● WHAT YOU WILL DO
Check each line of the data for "index" and select those that have it.

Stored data
........
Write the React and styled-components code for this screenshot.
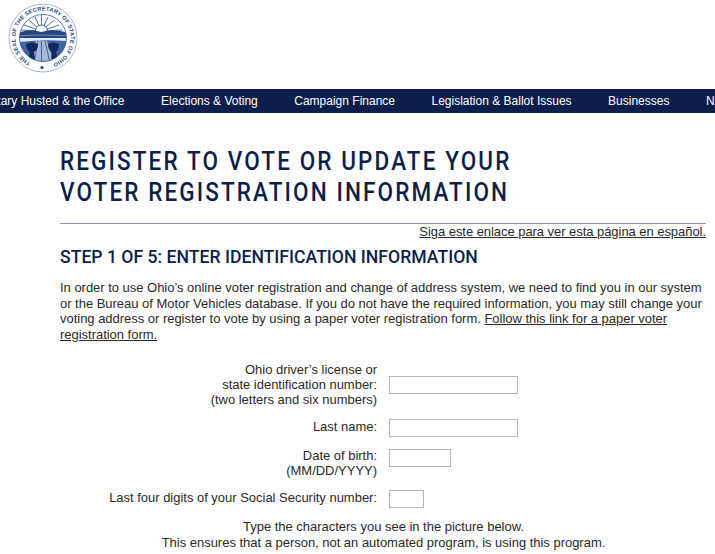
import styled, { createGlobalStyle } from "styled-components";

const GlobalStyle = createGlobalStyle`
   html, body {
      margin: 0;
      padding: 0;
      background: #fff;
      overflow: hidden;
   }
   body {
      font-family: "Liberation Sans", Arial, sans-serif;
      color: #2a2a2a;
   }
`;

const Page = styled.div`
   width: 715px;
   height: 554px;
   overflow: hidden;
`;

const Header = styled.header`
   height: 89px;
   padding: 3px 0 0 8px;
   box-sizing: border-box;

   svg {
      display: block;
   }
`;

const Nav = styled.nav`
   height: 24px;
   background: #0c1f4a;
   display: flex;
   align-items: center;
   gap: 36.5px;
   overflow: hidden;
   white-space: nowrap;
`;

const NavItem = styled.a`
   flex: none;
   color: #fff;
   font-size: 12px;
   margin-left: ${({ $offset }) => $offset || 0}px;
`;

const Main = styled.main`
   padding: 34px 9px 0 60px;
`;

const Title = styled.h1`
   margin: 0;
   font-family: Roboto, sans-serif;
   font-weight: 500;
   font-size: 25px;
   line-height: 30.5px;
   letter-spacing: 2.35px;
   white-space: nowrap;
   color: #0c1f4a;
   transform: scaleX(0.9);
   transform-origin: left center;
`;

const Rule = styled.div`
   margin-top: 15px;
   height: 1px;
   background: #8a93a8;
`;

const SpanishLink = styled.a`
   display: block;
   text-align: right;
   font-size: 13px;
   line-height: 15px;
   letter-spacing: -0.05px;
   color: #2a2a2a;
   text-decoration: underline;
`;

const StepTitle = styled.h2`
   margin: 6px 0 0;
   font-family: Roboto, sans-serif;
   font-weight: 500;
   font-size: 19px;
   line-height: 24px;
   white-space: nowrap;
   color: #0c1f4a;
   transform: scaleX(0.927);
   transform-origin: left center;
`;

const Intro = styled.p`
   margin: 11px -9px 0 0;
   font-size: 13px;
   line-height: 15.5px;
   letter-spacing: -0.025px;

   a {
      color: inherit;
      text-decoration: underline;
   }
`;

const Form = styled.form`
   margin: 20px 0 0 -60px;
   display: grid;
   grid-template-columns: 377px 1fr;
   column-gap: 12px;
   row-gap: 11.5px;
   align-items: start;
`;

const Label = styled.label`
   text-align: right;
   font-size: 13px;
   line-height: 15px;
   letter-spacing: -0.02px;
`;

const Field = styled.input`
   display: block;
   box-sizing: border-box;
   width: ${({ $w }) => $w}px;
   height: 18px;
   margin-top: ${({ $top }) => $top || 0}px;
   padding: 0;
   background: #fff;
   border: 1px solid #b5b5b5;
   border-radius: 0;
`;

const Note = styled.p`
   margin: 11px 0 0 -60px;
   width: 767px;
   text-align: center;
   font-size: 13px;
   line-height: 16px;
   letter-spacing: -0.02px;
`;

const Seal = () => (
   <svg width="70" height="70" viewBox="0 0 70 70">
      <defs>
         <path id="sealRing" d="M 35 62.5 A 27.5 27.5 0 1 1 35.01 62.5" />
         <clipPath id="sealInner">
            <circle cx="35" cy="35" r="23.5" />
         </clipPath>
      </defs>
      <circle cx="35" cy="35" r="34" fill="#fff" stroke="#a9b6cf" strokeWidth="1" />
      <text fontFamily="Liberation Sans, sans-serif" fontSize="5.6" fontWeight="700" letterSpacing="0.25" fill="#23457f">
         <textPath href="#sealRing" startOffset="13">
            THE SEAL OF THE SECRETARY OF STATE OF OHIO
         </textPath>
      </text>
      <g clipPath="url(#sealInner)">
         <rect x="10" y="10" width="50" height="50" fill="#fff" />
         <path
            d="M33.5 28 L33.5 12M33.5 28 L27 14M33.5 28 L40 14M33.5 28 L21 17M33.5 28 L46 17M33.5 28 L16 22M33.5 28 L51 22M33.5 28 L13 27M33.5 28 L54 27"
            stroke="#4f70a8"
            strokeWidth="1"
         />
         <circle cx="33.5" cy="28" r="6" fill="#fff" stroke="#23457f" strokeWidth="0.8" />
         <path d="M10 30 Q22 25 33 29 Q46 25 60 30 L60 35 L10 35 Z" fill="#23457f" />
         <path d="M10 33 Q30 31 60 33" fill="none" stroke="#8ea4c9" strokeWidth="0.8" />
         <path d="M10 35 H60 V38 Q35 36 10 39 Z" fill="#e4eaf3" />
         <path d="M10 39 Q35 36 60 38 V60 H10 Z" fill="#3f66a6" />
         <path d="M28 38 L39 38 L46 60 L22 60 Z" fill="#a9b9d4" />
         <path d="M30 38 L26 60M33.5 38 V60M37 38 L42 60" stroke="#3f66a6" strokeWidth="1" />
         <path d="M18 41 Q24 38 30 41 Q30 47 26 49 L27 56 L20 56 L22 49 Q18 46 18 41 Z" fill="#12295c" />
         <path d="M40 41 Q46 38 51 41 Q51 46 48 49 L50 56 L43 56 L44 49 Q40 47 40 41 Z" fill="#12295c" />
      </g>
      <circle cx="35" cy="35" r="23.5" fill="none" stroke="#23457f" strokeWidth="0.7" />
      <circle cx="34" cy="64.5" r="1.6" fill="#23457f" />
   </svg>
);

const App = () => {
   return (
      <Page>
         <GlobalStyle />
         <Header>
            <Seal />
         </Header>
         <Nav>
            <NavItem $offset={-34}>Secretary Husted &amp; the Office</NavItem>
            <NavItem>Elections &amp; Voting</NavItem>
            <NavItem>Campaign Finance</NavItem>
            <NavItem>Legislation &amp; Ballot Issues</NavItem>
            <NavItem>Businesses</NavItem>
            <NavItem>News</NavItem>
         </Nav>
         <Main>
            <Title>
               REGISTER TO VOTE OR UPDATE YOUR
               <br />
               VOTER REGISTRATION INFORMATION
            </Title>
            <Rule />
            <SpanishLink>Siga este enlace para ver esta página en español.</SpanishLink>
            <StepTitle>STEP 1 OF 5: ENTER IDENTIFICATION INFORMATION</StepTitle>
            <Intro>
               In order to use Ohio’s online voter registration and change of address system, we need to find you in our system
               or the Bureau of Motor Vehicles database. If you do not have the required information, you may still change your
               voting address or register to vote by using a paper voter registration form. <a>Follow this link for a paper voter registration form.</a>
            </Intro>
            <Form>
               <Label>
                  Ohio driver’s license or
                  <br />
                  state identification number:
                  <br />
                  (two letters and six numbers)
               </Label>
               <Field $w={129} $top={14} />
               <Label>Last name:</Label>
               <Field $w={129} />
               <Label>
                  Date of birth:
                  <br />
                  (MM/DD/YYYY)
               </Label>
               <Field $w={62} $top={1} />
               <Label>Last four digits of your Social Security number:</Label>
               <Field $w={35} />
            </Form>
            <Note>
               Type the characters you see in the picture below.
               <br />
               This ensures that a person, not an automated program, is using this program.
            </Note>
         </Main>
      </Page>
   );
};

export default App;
........
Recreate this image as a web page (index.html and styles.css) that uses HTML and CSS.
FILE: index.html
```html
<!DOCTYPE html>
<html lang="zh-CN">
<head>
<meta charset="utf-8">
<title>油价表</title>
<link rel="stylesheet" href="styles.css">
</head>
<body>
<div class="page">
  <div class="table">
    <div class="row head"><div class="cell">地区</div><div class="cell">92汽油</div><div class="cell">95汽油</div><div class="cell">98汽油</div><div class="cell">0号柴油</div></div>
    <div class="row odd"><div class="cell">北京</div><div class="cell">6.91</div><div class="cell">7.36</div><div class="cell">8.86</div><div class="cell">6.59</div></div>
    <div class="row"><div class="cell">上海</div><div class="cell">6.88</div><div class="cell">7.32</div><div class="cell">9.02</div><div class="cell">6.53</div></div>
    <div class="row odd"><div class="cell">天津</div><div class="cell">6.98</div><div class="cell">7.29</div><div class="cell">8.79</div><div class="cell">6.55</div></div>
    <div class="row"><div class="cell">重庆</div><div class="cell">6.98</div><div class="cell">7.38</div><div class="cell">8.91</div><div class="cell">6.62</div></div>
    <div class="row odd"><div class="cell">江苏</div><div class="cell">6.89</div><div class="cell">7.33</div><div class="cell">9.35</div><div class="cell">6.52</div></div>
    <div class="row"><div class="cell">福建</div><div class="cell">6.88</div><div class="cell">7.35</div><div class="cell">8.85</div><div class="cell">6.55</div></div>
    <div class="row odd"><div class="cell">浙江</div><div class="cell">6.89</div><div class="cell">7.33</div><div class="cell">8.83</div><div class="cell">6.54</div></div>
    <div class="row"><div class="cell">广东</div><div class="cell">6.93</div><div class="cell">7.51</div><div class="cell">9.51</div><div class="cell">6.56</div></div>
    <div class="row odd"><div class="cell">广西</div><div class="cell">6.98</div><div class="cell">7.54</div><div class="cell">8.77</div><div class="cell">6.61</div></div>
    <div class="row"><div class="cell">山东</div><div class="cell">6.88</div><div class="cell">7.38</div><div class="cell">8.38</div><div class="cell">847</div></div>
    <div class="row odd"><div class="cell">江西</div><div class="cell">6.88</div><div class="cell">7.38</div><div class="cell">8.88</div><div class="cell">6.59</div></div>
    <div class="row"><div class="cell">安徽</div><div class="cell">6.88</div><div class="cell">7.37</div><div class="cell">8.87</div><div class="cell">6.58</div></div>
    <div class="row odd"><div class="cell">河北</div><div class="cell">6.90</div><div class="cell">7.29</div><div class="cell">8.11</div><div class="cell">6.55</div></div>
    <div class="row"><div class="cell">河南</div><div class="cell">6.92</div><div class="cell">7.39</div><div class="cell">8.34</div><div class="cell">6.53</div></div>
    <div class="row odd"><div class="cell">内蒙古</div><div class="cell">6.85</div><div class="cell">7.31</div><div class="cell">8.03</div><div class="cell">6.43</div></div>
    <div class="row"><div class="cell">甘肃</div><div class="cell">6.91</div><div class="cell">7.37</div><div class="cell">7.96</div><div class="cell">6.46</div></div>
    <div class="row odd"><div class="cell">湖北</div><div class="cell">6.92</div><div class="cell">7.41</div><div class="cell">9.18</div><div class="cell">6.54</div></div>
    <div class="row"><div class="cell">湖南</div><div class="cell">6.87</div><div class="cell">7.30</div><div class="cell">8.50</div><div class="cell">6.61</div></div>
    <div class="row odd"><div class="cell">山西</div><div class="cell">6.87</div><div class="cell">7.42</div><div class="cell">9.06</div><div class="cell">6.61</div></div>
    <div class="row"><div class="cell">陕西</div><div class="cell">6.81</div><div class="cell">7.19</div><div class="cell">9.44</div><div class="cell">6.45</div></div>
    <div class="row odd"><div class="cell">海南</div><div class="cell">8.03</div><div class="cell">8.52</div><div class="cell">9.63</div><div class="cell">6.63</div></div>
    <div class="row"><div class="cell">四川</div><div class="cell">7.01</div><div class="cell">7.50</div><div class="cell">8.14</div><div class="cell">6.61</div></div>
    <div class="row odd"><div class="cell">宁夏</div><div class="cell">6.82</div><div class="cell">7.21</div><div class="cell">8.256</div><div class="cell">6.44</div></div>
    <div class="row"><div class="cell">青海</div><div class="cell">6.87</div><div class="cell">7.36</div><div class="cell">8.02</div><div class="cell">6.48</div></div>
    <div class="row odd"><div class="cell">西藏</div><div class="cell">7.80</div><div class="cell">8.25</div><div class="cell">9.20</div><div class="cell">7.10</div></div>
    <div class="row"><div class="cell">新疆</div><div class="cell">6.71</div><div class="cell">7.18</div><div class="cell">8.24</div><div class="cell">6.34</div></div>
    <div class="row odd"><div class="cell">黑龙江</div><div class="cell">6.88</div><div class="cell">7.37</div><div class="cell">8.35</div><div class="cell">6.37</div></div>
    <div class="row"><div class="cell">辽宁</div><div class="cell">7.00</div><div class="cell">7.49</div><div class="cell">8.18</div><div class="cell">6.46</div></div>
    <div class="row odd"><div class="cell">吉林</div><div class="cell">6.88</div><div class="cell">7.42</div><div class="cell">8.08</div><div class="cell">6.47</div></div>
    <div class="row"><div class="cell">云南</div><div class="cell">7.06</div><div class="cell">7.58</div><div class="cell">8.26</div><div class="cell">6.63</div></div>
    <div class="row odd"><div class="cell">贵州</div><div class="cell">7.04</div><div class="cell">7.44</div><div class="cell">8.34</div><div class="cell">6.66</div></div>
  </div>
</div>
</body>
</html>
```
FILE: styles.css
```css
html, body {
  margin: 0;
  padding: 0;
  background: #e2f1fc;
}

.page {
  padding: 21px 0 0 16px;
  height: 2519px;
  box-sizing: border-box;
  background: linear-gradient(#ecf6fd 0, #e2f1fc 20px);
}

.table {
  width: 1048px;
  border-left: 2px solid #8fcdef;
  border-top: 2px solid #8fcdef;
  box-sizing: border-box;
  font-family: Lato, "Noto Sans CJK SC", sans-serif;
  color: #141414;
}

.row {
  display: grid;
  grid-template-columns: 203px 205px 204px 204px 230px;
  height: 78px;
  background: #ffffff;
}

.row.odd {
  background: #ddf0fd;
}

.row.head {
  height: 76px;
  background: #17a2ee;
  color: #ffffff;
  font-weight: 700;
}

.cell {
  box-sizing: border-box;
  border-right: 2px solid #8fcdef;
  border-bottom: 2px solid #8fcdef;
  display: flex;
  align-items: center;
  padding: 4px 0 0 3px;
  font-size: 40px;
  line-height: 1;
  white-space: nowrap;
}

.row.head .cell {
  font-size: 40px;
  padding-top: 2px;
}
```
........
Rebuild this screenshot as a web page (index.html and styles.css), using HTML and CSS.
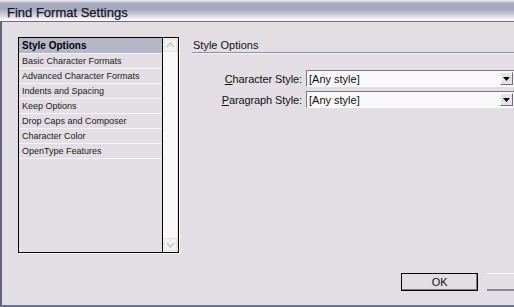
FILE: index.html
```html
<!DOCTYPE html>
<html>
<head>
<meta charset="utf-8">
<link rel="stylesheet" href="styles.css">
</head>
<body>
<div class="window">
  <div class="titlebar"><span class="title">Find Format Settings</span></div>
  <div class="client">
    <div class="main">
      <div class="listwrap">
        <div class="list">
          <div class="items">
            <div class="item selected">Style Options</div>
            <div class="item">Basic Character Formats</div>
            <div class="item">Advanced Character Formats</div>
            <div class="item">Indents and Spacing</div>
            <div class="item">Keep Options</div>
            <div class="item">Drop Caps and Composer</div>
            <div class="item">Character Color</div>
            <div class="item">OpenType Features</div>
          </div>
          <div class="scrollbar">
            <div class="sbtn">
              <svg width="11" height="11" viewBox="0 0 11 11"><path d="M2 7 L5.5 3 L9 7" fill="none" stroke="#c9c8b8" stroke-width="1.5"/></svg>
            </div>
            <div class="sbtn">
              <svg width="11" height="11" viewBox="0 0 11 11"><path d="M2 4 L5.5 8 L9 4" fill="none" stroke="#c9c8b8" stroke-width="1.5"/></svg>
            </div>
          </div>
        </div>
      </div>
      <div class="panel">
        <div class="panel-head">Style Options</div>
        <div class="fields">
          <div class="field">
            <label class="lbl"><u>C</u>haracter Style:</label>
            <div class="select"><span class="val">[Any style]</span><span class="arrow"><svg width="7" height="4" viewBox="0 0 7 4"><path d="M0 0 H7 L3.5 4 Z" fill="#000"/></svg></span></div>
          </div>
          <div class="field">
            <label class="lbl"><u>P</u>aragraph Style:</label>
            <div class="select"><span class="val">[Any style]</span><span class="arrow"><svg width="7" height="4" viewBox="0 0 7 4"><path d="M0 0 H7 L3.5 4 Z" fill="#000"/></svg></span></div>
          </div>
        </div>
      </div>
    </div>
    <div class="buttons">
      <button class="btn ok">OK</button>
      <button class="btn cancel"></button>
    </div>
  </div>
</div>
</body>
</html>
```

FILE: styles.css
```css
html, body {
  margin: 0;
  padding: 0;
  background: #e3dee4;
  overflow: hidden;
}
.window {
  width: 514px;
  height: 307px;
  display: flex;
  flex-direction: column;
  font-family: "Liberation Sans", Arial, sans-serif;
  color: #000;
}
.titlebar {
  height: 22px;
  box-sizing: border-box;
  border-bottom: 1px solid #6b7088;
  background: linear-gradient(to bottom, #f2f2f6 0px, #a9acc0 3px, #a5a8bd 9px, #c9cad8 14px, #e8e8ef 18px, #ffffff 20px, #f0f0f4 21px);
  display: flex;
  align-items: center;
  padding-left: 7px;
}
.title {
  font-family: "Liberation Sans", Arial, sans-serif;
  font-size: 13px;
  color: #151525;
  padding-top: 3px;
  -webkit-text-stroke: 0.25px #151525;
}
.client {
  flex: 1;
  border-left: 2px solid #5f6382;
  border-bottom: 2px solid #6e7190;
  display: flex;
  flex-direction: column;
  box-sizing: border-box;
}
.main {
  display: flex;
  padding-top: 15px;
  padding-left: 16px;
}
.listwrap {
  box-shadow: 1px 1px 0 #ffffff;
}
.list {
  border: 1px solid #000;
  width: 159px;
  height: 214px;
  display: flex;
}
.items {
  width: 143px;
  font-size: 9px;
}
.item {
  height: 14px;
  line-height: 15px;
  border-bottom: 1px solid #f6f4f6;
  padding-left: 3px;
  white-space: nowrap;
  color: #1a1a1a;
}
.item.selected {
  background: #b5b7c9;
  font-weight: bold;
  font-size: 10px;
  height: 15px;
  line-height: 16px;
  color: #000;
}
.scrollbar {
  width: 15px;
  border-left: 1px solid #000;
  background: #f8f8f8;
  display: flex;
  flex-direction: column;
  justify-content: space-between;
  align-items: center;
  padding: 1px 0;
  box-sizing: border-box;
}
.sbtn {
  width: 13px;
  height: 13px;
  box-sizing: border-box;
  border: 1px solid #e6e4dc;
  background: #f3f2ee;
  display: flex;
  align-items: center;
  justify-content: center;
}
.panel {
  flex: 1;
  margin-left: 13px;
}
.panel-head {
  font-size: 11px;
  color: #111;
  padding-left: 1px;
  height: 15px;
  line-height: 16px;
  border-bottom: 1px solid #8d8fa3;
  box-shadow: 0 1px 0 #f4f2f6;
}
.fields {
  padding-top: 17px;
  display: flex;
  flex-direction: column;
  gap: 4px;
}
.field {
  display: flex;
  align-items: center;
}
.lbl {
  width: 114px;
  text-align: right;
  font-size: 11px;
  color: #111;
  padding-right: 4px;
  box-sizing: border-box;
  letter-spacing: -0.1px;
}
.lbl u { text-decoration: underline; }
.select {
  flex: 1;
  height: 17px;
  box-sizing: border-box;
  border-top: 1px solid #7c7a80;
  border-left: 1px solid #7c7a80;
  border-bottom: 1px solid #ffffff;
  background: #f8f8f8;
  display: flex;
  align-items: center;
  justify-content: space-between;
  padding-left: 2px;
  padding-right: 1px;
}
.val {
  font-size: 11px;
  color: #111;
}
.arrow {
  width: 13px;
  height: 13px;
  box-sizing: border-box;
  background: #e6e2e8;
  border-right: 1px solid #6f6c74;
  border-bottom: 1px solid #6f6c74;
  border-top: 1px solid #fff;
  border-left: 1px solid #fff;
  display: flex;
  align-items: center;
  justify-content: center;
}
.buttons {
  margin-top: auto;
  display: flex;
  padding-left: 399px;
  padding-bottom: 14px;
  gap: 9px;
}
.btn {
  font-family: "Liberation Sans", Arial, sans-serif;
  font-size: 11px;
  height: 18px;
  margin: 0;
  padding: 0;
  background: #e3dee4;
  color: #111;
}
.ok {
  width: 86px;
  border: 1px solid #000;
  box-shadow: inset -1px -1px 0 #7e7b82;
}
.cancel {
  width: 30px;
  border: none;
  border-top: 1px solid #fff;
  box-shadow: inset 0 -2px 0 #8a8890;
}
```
........
● ANSWER TO THE TASK
Recreate this image as a web page (index.html and styles.css) that uses HTML and CSS.
FILE: index.html
Rebuild this screenshot as a web page (index.html and styles.css), using HTML and CSS.
FILE: index.html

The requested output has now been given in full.